Dataset extract:
** START **

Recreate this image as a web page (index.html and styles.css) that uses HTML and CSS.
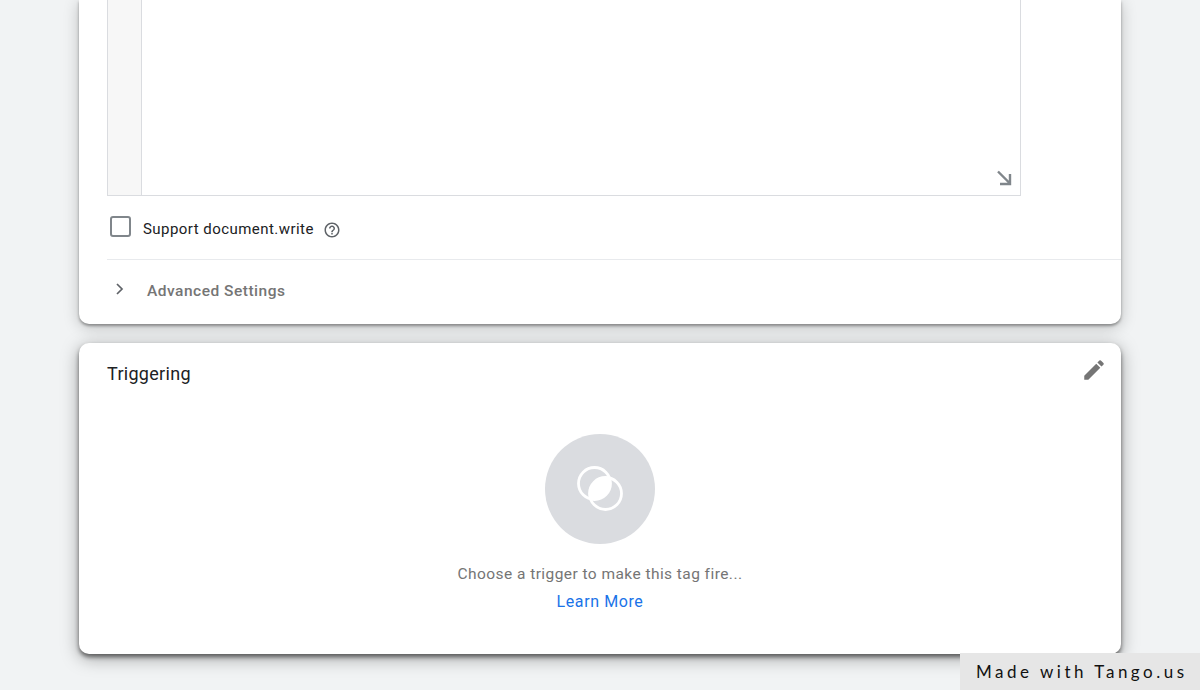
FILE: index.html
```html
<!DOCTYPE html>
<html>
<head>
<meta name="viewport" content="width=device-width, initial-scale=1.0">
<link rel="stylesheet" href="styles.css">
</head>
<body>
<div class="page">
	<div class="card card-config">
		<div class="editor">
			<div class="gutter"></div>
			<div class="code"></div>
			<svg class="resize" width="16" height="16" viewBox="0 0 16 16"><path d="M2 1.5 L13.5 13 M14 4 V14 H4" fill="none" stroke="#80868b" stroke-width="2.4"/></svg>
		</div>
		<div class="check-row">
			<span class="checkbox"></span>
			<span class="check-label">Support document.write</span>
			<svg class="help" width="18" height="18" viewBox="0 0 24 24"><path fill="#5f6368" d="M11 18h2v-2h-2v2zm1-16C6.48 2 2 6.48 2 12s4.48 10 10 10 10-4.48 10-10S17.52 2 12 2zm0 18c-4.41 0-8-3.59-8-8s3.59-8 8-8 8 3.59 8 8-3.59 8-8 8zm0-14c-2.21 0-4 1.79-4 4h2c0-1.1.9-2 2-2s2 .9 2 2c0 2-3 1.75-3 5h2c0-2.25 3-2.5 3-5 0-2.21-1.79-4-4-4z"/></svg>
		</div>
		<div class="advanced">
			<svg class="chevron" width="8" height="12" viewBox="0 0 8 12"><path d="M1 1 L6 6 L1 11" fill="none" stroke="#5f6368" stroke-width="1.7"/></svg>
			<span class="advanced-label">Advanced Settings</span>
		</div>
	</div>

	<div class="card card-trigger">
		<div class="card-head">
			<h2 class="card-title">Triggering</h2>
			<svg class="edit" width="26" height="26" viewBox="0 0 24 24"><path fill="#757575" d="M3 17.25V21h3.75L17.81 9.94l-3.75-3.75L3 17.25zM20.71 7.04a1 1 0 0 0 0-1.41l-2.34-2.34a1 1 0 0 0-1.41 0l-1.83 1.83 3.75 3.75 1.83-1.83z"/></svg>
		</div>
		<div class="empty">
			<div class="empty-icon">
				<svg width="46" height="46" viewBox="0 0 46 46">
					<clipPath id="lens"><circle cx="17.5" cy="17.5" r="16"/></clipPath>
					<circle cx="28.5" cy="27.5" r="16" fill="#fff" clip-path="url(#lens)"/>
					<circle cx="17.5" cy="17.5" r="16" fill="none" stroke="#fff" stroke-width="2.8"/>
					<circle cx="28.5" cy="27.5" r="16" fill="none" stroke="#fff" stroke-width="2.8"/>
				</svg>
			</div>
			<div class="empty-text">Choose a trigger to make this tag fire...</div>
			<a class="learn" href="#">Learn More</a>
		</div>
	</div>
</div>
<div class="tango">Made with Tango.us</div>
</body>
</html>
```

FILE: styles.css
```css
* {
	box-sizing: border-box;
}
html, body {
	margin: 0;
	height: 100%;
	overflow: hidden;
}
body {
	background: #f1f3f4;
	font-family: Roboto, "Liberation Sans", sans-serif;
}
.page {
	width: 1042px;
	margin-left: 79px;
}
.card {
	background: #fff;
	border-radius: 10px;
}
.card-config {
	height: 324px;
	padding-left: 28px;
	border-radius: 0 0 10px 10px;
	box-shadow: 0 2px 3px rgba(0, 0, 0, .35), 0 3px 16px rgba(0, 0, 0, .22);
}
.editor {
	position: relative;
	display: flex;
	width: 914px;
	height: 196px;
	border: 1px solid #dadce0;
	border-top: 0;
}
.gutter {
	width: 34px;
	background: #f7f7f7;
	border-right: 1px solid #dadce0;
}
.code {
	flex: 1;
}
.resize {
	position: absolute;
	right: 8px;
	bottom: 9px;
}
.check-row {
	display: flex;
	align-items: center;
	height: 64px;
	padding-left: 3px;
	border-bottom: 1px solid #e8eaed;
}
.checkbox {
	width: 21px;
	height: 21px;
	margin-top: -2px;
	border: 2px solid #80868b;
	border-radius: 3px;
}
.check-label {
	margin-left: 12px;
	margin-top: 2px;
	font-size: 15px;
	letter-spacing: .45px;
	color: #202124;
}
.help {
	margin-left: 9px;
	margin-top: 4px;
}
.advanced {
	display: flex;
	align-items: center;
	height: 60px;
	padding-left: 9px;
}
.advanced-label {
	margin-left: 23px;
	margin-top: 2px;
	font-size: 15.5px;
	font-weight: 500;
	letter-spacing: .5px;
	color: #757575;
}
.chevron {
	margin-top: -2px;
}
.card-trigger {
	height: 311px;
	margin-top: 19px;
	box-shadow: 0 3px 4px rgba(0, 0, 0, .5), 0 4px 18px rgba(0, 0, 0, .35);
}
.card-head {
	display: flex;
	justify-content: space-between;
	height: 39px;
	padding: 14px 14px 0 28px;
}
.card-title {
	margin: 6px 0 0;
	font-size: 18px;
	font-weight: 400;
	letter-spacing: .3px;
	color: #202124;
}
.empty {
	display: flex;
	flex-direction: column;
	align-items: center;
	margin-top: 52px;
}
.empty-icon {
	display: flex;
	align-items: center;
	justify-content: center;
	width: 110px;
	height: 110px;
	border-radius: 50%;
	background: #dadce0;
}
.empty-text {
	margin-top: 21px;
	font-size: 15.5px;
	letter-spacing: .44px;
	color: #757575;
}
.learn {
	margin-top: 9px;
	font-size: 16px;
	letter-spacing: .6px;
	color: #1a73e8;
	text-decoration: none;
}
.tango {
	position: absolute;
	right: 0;
	bottom: 0;
	width: 240px;
	height: 37px;
	padding-left: 16px;
	background: #e6e6e6;
	font-family: Lato, sans-serif;
	font-size: 17px;
	line-height: 37px;
	letter-spacing: 3.5px;
	color: #111;
}
```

** END **

Task requirements: In your copy of the listing above, reproduce each line exactly and omit all pictures.

The reply:
Recreate this image as a web page (index.html and styles.css) that uses HTML and CSS.
FILE: index.html
```html
<!DOCTYPE html>
<html>
<head>
<meta name="viewport" content="width=device-width, initial-scale=1.0">
<link rel="stylesheet" href="styles.css">
</head>
<body>
<div class="page">
	<div class="card card-config">
		<div class="editor">
			<div class="gutter"></div>
			<div class="code"></div>
			<svg class="resize" width="16" height="16" viewBox="0 0 16 16"><path d="M2 1.5 L13.5 13 M14 4 V14 H4" fill="none" stroke="#80868b" stroke-width="2.4"/></svg>
		</div>
		<div class="check-row">
			<span class="checkbox"></span>
			<span class="check-label">Support document.write</span>
			<svg class="help" width="18" height="18" viewBox="0 0 24 24"><path fill="#5f6368" d="M11 18h2v-2h-2v2zm1-16C6.48 2 2 6.48 2 12s4.48 10 10 10 10-4.48 10-10S17.52 2 12 2zm0 18c-4.41 0-8-3.59-8-8s3.59-8 8-8 8 3.59 8 8-3.59 8-8 8zm0-14c-2.21 0-4 1.79-4 4h2c0-1.1.9-2 2-2s2 .9 2 2c0 2-3 1.75-3 5h2c0-2.25 3-2.5 3-5 0-2.21-1.79-4-4-4z"/></svg>
		</div>
		<div class="advanced">
			<svg class="chevron" width="8" height="12" viewBox="0 0 8 12"><path d="M1 1 L6 6 L1 11" fill="none" stroke="#5f6368" stroke-width="1.7"/></svg>
			<span class="advanced-label">Advanced Settings</span>
		</div>
	</div>

	<div class="card card-trigger">
		<div class="card-head">
			<h2 class="card-title">Triggering</h2>
			<svg class="edit" width="26" height="26" viewBox="0 0 24 24"><path fill="#757575" d="M3 17.25V21h3.75L17.81 9.94l-3.75-3.75L3 17.25zM20.71 7.04a1 1 0 0 0 0-1.41l-2.34-2.34a1 1 0 0 0-1.41 0l-1.83 1.83 3.75 3.75 1.83-1.83z"/></svg>
		</div>
		<div class="empty">
			<div class="empty-icon">
				<svg width="46" height="46" viewBox="0 0 46 46">
					<clipPath id="lens"><circle cx="17.5" cy="17.5" r="16"/></clipPath>
					<circle cx="28.5" cy="27.5" r="16" fill="#fff" clip-path="url(#lens)"/>
					<circle cx="17.5" cy="17.5" r="16" fill="none" stroke="#fff" stroke-width="2.8"/>
					<circle cx="28.5" cy="27.5" r="16" fill="none" stroke="#fff" stroke-width="2.8"/>
				</svg>
			</div>
			<div class="empty-text">Choose a trigger to make this tag fire...</div>
			<a class="learn" href="#">Learn More</a>
		</div>
	</div>
</div>
<div class="tango">Made with Tango.us</div>
</body>
</html>
```

FILE: styles.css
```css
* {
	box-sizing: border-box;
}
html, body {
	margin: 0;
	height: 100%;
	overflow: hidden;
}
body {
	background: #f1f3f4;
	font-family: Roboto, "Liberation Sans", sans-serif;
}
.page {
	width: 1042px;
	margin-left: 79px;
}
.card {
	background: #fff;
	border-radius: 10px;
}
.card-config {
	height: 324px;
	padding-left: 28px;
	border-radius: 0 0 10px 10px;
	box-shadow: 0 2px 3px rgba(0, 0, 0, .35), 0 3px 16px rgba(0, 0, 0, .22);
}
.editor {
	position: relative;
	display: flex;
	width: 914px;
	height: 196px;
	border: 1px solid #dadce0;
	border-top: 0;
}
.gutter {
	width: 34px;
	background: #f7f7f7;
	border-right: 1px solid #dadce0;
}
.code {
	flex: 1;
}
.resize {
	position: absolute;
	right: 8px;
	bottom: 9px;
}
.check-row {
	display: flex;
	align-items: center;
	height: 64px;
	padding-left: 3px;
	border-bottom: 1px solid #e8eaed;
}
.checkbox {
	width: 21px;
	height: 21px;
	margin-top: -2px;
	border: 2px solid #80868b;
	border-radius: 3px;
}
.check-label {
	margin-left: 12px;
	margin-top: 2px;
	font-size: 15px;
	letter-spacing: .45px;
	color: #202124;
}
.help {
	margin-left: 9px;
	margin-top: 4px;
}
.advanced {
	display: flex;
	align-items: center;
	height: 60px;
	padding-left: 9px;
}
.advanced-label {
	margin-left: 23px;
	margin-top: 2px;
	font-size: 15.5px;
	font-weight: 500;
	letter-spacing: .5px;
	color: #757575;
}
.chevron {
	margin-top: -2px;
}
.card-trigger {
	height: 311px;
	margin-top: 19px;
	box-shadow: 0 3px 4px rgba(0, 0, 0, .5), 0 4px 18px rgba(0, 0, 0, .35);
}
.card-head {
	display: flex;
	justify-content: space-between;
	height: 39px;
	padding: 14px 14px 0 28px;
}
.card-title {
	margin: 6px 0 0;
	font-size: 18px;
	font-weight: 400;
	letter-spacing: .3px;
	color: #202124;
}
.empty {
	display: flex;
	flex-direction: column;
	align-items: center;
	margin-top: 52px;
}
.empty-icon {
	display: flex;
	align-items: center;
	justify-content: center;
	width: 110px;
	height: 110px;
	border-radius: 50%;
	background: #dadce0;
}
.empty-text {
	margin-top: 21px;
	font-size: 15.5px;
	letter-spacing: .44px;
	color: #757575;
}
.learn {
	margin-top: 9px;
	font-size: 16px;
	letter-spacing: .6px;
	color: #1a73e8;
	text-decoration: none;
}
.tango {
	position: absolute;
	right: 0;
	bottom: 0;
	width: 240px;
	height: 37px;
	padding-left: 16px;
	background: #e6e6e6;
	font-family: Lato, sans-serif;
	font-size: 17px;
	line-height: 37px;
	letter-spacing: 3.5px;
	color: #111;
}
```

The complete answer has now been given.